>> Begin

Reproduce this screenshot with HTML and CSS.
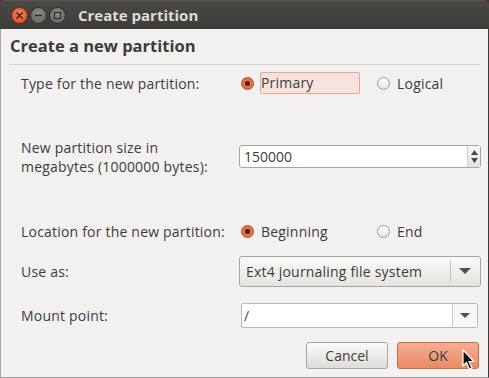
FILE: index.html
```html
<!DOCTYPE html>
<html lang="en">
<head>
    <meta charset="UTF-8">
    <title>Create partition</title>
    <link rel="stylesheet" href="styles.css">
</head>
<body>
    <div class="window">
        <div class="titlebar">
            <div class="wm-buttons">
                <span class="wm close">
                    <svg width="9" height="9" viewBox="0 0 9 9"><path d="M1.5 1.5 L7.5 7.5 M7.5 1.5 L1.5 7.5" stroke="#3a1a10" stroke-width="1.4"/></svg>
                </span>
                <span class="wm">
                    <svg width="9" height="9" viewBox="0 0 9 9"><path d="M1 4.5 H8" stroke="#2e2e2c" stroke-width="1.4"/></svg>
                </span>
                <span class="wm">
                    <svg width="9" height="9" viewBox="0 0 9 9"><rect x="1.5" y="1.5" width="6" height="6" fill="none" stroke="#2e2e2c" stroke-width="1.2"/></svg>
                </span>
            </div>
            <span class="title">Create partition</span>
        </div>
        <div class="content">
            <h1 class="heading">Create a new partition</h1>
            <div class="form">
                <div class="row row-type">
                    <label class="label">Type for the new partition:</label>
                    <div class="radios">
                        <div class="option">
                            <span class="radio checked"></span>
                            <span class="radio-text focus">Primary</span>
                        </div>
                        <div class="option">
                            <span class="radio"></span>
                            <span class="radio-text">Logical</span>
                        </div>
                    </div>
                </div>
                <div class="row row-size">
                    <label class="label">New partition size in<br>megabytes (1000000 bytes):</label>
                    <div class="spin">
                        <span class="spin-value">150000</span>
                        <span class="spin-arrows">
                            <svg width="9" height="17" viewBox="0 0 9 17"><path d="M1 7 L4.5 2 L8 7 Z M1 10 L4.5 15 L8 10 Z" fill="#4a4a48"/></svg>
                        </span>
                    </div>
                </div>
                <div class="row row-loc">
                    <label class="label">Location for the new partition:</label>
                    <div class="radios">
                        <div class="option">
                            <span class="radio checked"></span>
                            <span class="radio-text">Beginning</span>
                        </div>
                        <div class="option">
                            <span class="radio"></span>
                            <span class="radio-text">End</span>
                        </div>
                    </div>
                </div>
                <div class="row row-use">
                    <label class="label">Use as:</label>
                    <div class="combo">
                        <span class="combo-text">Ext4 journaling file system</span>
                        <span class="combo-sep"></span>
                        <span class="combo-arrow"></span>
                    </div>
                </div>
                <div class="row row-mount">
                    <label class="label">Mount point:</label>
                    <div class="entry-combo">
                        <span class="entry-text">/</span>
                        <span class="entry-arrow"><span class="combo-arrow"></span></span>
                    </div>
                </div>
            </div>
            <div class="actions">
                <button class="btn">Cancel</button>
                <button class="btn btn-ok">OK
                    <svg class="cursor" width="14" height="22" viewBox="0 0 14 22"><path d="M1 1 L1 17 L4.5 13.5 L7.5 20 L10 19 L7 12.5 L12 12.5 Z" fill="#111" stroke="#fff" stroke-width="1.2" stroke-linejoin="round"/></svg>
                </button>
            </div>
        </div>
    </div>
</body>
</html>
```

FILE: styles.css
```css
* {
    box-sizing: border-box;
}
html, body {
    margin: 0;
    padding: 0;
    background-color: #5a2a45;
}
body {
    font-family: "Open Sans", "DejaVu Sans", sans-serif;
    font-size: 14px;
    color: #3c3c3c;
    width: 489px;
    height: 378px;
    overflow: hidden;
}
.window {
    width: 489px;
    height: 378px;
    display: flex;
    flex-direction: column;
    border-radius: 5px 5px 0 0;
    overflow: hidden;
    background-color: #3c3b37;
}
.titlebar {
    height: 29px;
    flex-shrink: 0;
    display: flex;
    align-items: center;
    background: linear-gradient(#4a4945, #3c3b37);
    border-top: 1px solid #56554f;
    padding-left: 11px;
}
.wm-buttons {
    display: flex;
    gap: 2px;
    margin-right: 12px;
}
.wm {
    width: 17px;
    height: 17px;
    border-radius: 50%;
    background: radial-gradient(circle at 50% 35%, #8d8c87, #5f5e5a);
    border: 1px solid #2e2d2a;
    display: flex;
    align-items: center;
    justify-content: center;
}
.wm.close {
    background: radial-gradient(circle at 50% 35%, #f6835a, #d9451b);
    border-color: #6b2a14;
}
.title {
    color: #dfdbd2;
    font-weight: bold;
    font-size: 15px;
}
.content {
    flex: 1;
    background-color: #f2f1f0;
    border-left: 1px solid #a4a39e;
    border-right: 1px solid #3c3b37;
    border-bottom: 1px solid #a4a39e;
    padding: 0 8px 0 8px;
    display: flex;
    flex-direction: column;
}
.heading {
    margin: 0;
    font-size: 16.5px;
    font-weight: bold;
    color: #3c3c3c;
    padding: 7px 0 8px 1px;
    border-bottom: 1px solid #d6d4d0;
    line-height: 20px;
}
.form {
    padding-left: 12px;
}
.row {
    display: grid;
    grid-template-columns: 218px 242px;
    align-items: center;
}
.row-type {
    height: 36px;
}
.row-size {
    height: 52px;
    margin-top: 30px;
}
.row-loc {
    height: 28px;
    margin-top: 34px;
}
.row-use {
    height: 34px;
    margin-top: 9px;
}
.row-mount {
    height: 32px;
    margin-top: 11px;
}
.label {
    line-height: 19px;
    letter-spacing: 0.2px;
}
.radios {
    display: grid;
    grid-template-columns: 136px 1fr;
    align-items: center;
    padding-left: 2px;
}
.option {
    display: flex;
    align-items: center;
}
.radio {
    width: 13px;
    height: 13px;
    border-radius: 50%;
    border: 1px solid #9b9994;
    background: linear-gradient(#ffffff, #e6e4e0);
    flex-shrink: 0;
}
.radio.checked {
    border-color: #b0492a;
    background: radial-gradient(circle, #4b2a20 0 2.5px, #f07746 3px, #e45c2c 100%);
}
.radio-text {
    padding-left: 7px;
    line-height: 19px;
    letter-spacing: 0.2px;
}
.radio-text.focus {
    margin-left: 6px;
    padding-left: 0;
    width: 100px;
    height: 22px;
    line-height: 20px;
    background-color: #f6e3dd;
    border: 1px solid #eca68a;
    border-radius: 2px;
}
.spin {
    height: 23px;
    background-color: #ffffff;
    border: 1px solid #a8a6a1;
    border-radius: 3px;
    display: flex;
    align-items: center;
    justify-content: space-between;
    margin-top: -2px;
}
.spin-value {
    padding-left: 4px;
    color: #3c3c3c;
}
.spin-arrows {
    width: 13px;
    height: 21px;
    border-left: 1px solid #d0ceca;
    background: linear-gradient(#f8f7f6, #e4e2de);
    display: flex;
    align-items: center;
    justify-content: center;
}
.combo {
    height: 31px;
    border: 1px solid #a8a6a1;
    border-radius: 3px;
    background: linear-gradient(#fafaf9, #e5e3df);
    display: flex;
    align-items: center;
    padding-left: 6px;
}
.combo-text {
    flex: 1;
    letter-spacing: 0.2px;
}
.combo-sep {
    width: 1px;
    height: 22px;
    background-color: #c3c1bc;
    margin-right: 8px;
}
.combo-arrow {
    width: 0;
    height: 0;
    border-left: 6px solid transparent;
    border-right: 6px solid transparent;
    border-top: 6px solid #505050;
    margin-right: 9px;
}
.entry-combo {
    width: 237px;
    height: 25px;
    margin-left: 2px;
    border: 1px solid #bbb9b4;
    border-radius: 2px;
    background-color: #ffffff;
    display: flex;
    align-items: center;
}
.entry-text {
    flex: 1;
    padding-left: 2px;
}
.entry-arrow {
    height: 100%;
    width: 25px;
    border-left: 1px solid #d0ceca;
    background-color: #f7f6f5;
    display: flex;
    align-items: center;
    justify-content: center;
}
.entry-arrow .combo-arrow {
    border-left-width: 5px;
    border-right-width: 5px;
    border-top-width: 5px;
    margin-right: 0;
}
.actions {
    display: flex;
    justify-content: flex-end;
    gap: 9px;
    padding-right: 1px;
    margin-top: 11px;
}
.btn {
    position: relative;
    width: 82px;
    height: 27px;
    font-family: "Open Sans", "DejaVu Sans", sans-serif;
    font-size: 14px;
    color: #3c3c3c;
    border: 1px solid #a8a6a1;
    border-radius: 3px;
    background: linear-gradient(#fbfbfa, #dedcd8);
    padding: 0;
}
.btn-ok {
    border-color: #c86c4c;
    background: linear-gradient(#f5ae93, #ea8a66);
}
.cursor {
    position: absolute;
    left: 64px;
    top: 6px;
}
```
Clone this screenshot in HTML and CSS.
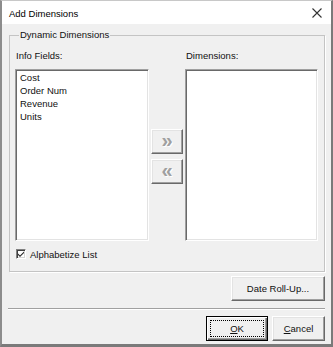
FILE: index.html
```html
<!DOCTYPE html>
<html>
<head>
<meta charset="utf-8">
<link rel="stylesheet" href="styles.css">
</head>
<body>
<div class="window">
  <div class="titlebar">
    <span class="title">Add Dimensions</span>
    <svg class="close" width="10" height="10" viewBox="0 0 10 10"><path d="M0.5 0.5 L9.5 9.5 M9.5 0.5 L0.5 9.5" stroke="#333" stroke-width="1.1" fill="none"/></svg>
  </div>
  <div class="client">
    <fieldset class="group">
      <legend class="legend">Dynamic Dimensions</legend>
      <div class="lists">
        <div class="label">Info Fields:</div>
        <div></div>
        <div class="label">Dimensions:</div>
        <div class="listbox">
          <div class="item">Cost</div>
          <div class="item">Order Num</div>
          <div class="item">Revenue</div>
          <div class="item">Units</div>
        </div>
        <div class="movers">
          <button class="btn mover" disabled>&raquo;</button>
          <button class="btn mover" disabled>&laquo;</button>
        </div>
        <div class="listbox"></div>
      </div>
      <div class="check">
        <span class="box"><svg width="8" height="8" viewBox="0 0 8 8"><path d="M1 3.5 L3 5.5 L7 1.5 L7 3 L3 7 L1 5 Z" fill="#222"/></svg></span>
        <span>Alphabetize List</span>
      </div>
    </fieldset>
    <div class="row-right rollup-row">
      <button class="btn rollup">Date Roll-Up...</button>
    </div>
    <div class="separator"></div>
    <div class="row-right dialog-buttons">
      <button class="btn default ok"><span class="focus"><u>O</u>K</span></button>
      <button class="btn cancel"><u>C</u>ancel</button>
    </div>
  </div>
</div>
</body>
</html>
```
FILE: styles.css
```css
html, body {
  margin: 0;
  padding: 0;
  background: #ffffff;
}
body {
  font-family: "Liberation Sans", Arial, sans-serif;
  font-size: 9.5px;
  color: #111;
}
.window {
  width: 333px;
  height: 347px;
  box-sizing: border-box;
  border-top: 1px solid #c8c8c8;
  border-left: 2px solid #8c8c8c;
  border-right: 2px solid #7a7a7a;
  border-bottom: 3px solid #7a7a7a;
  display: flex;
  flex-direction: column;
  background: #f0f0f0;
}
.titlebar {
  height: 23px;
  flex: none;
  background: #ffffff;
  display: flex;
  align-items: center;
  justify-content: space-between;
  padding: 0 9px 0 7px;
}
.title {
  font-size: 9.5px;
  color: #000;
  padding-top: 1px;
}
.close {
  display: block;
  margin-top: 1px;
}
.client {
  flex: 1;
  display: flex;
  flex-direction: column;
}
.group {
  margin: 5px 6px 0 7px;
  padding: 9px 0 11px 5px;
  border: 1px solid #c4c4c4;
  box-shadow: 1px 1px 0 #ffffff;
  min-width: 0;
}
.legend {
  padding: 0 1px;
  margin-left: 4px;
  line-height: 12px;
  height: 12px;
  color: #111;
}
.lists {
  display: grid;
  grid-template-columns: 134px 32px 133px;
  column-gap: 2px;
}
.label {
  line-height: 12px;
  height: 12px;
  margin: 0 0 7px 1px;
}
.listbox {
  height: 172px;
  box-sizing: border-box;
  background: #ffffff;
  border: 1px solid;
  border-color: #a0a0a0 #ffffff #ffffff #a0a0a0;
  box-shadow: inset 1px 1px 0 #696969, inset -1px -1px 0 #e3e3e3;
  padding: 1px 0 0 4px;
}
.item {
  line-height: 13px;
  height: 13px;
  color: #111;
}
.movers {
  display: flex;
  flex-direction: column;
  gap: 5px;
  padding-top: 60px;
}
.btn {
  font-family: "Liberation Sans", Arial, sans-serif;
  font-size: 9.5px;
  color: #111;
  background: #f0f0f0;
  border: 1px solid;
  border-color: #ffffff #696969 #696969 #ffffff;
  box-shadow: inset -1px -1px 0 #a0a0a0, inset 1px 1px 0 #e3e3e3;
  padding: 0;
  margin: 0;
  box-sizing: border-box;
  display: flex;
  align-items: center;
  justify-content: center;
}
.mover {
  width: 32px;
  height: 25px;
  font-size: 20px;
  font-weight: bold;
  line-height: 1;
  color: #a0a0a0;
  text-shadow: 1px 1px 0 #ffffff;
  padding-bottom: 3px;
}
.check {
  display: flex;
  align-items: center;
  height: 12px;
  margin: 7px 0 0 1px;
  gap: 4px;
}
.box {
  width: 10px;
  height: 10px;
  box-sizing: border-box;
  background: #fff;
  border: 1px solid;
  border-color: #808080 #ffffff #ffffff #808080;
  box-shadow: inset 1px 1px 0 #404040, inset -1px -1px 0 #d4d4d4;
  display: flex;
  align-items: center;
  justify-content: center;
}
.box svg {
  display: block;
}
.row-right {
  display: flex;
  justify-content: flex-end;
  margin-right: 6px;
}
.rollup-row {
  margin-top: 4px;
}
.rollup {
  width: 94px;
  height: 25px;
}
.separator {
  margin: 7px 6px 0 6px;
  height: 1px;
  background: #a0a0a0;
  border-bottom: 1px solid #ffffff;
}
.dialog-buttons {
  margin-top: 6px;
  gap: 4px;
}
.ok {
  width: 62px;
  height: 25px;
}
.default {
  border: 1px solid #000;
  box-shadow: inset 1px 1px 0 #ffffff, inset -1px -1px 0 #696969, inset -2px -2px 0 #a0a0a0;
  padding: 3px;
}
.focus {
  flex: 1;
  align-self: stretch;
  border: 1px dotted #000;
  display: flex;
  align-items: center;
  justify-content: center;
}
.cancel {
  width: 53px;
  height: 25px;
}
u {
  text-decoration: underline;
  text-underline-offset: 1px;
}
```
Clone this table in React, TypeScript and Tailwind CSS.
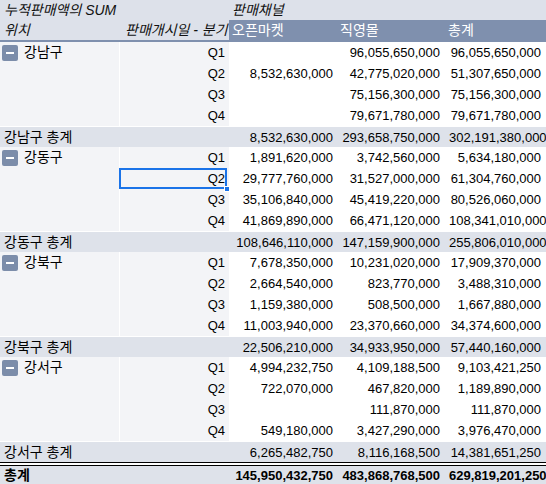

>> End

▸ To be done
State how many lines hold the word "this". The number is the whole answer.

▸ Task response
3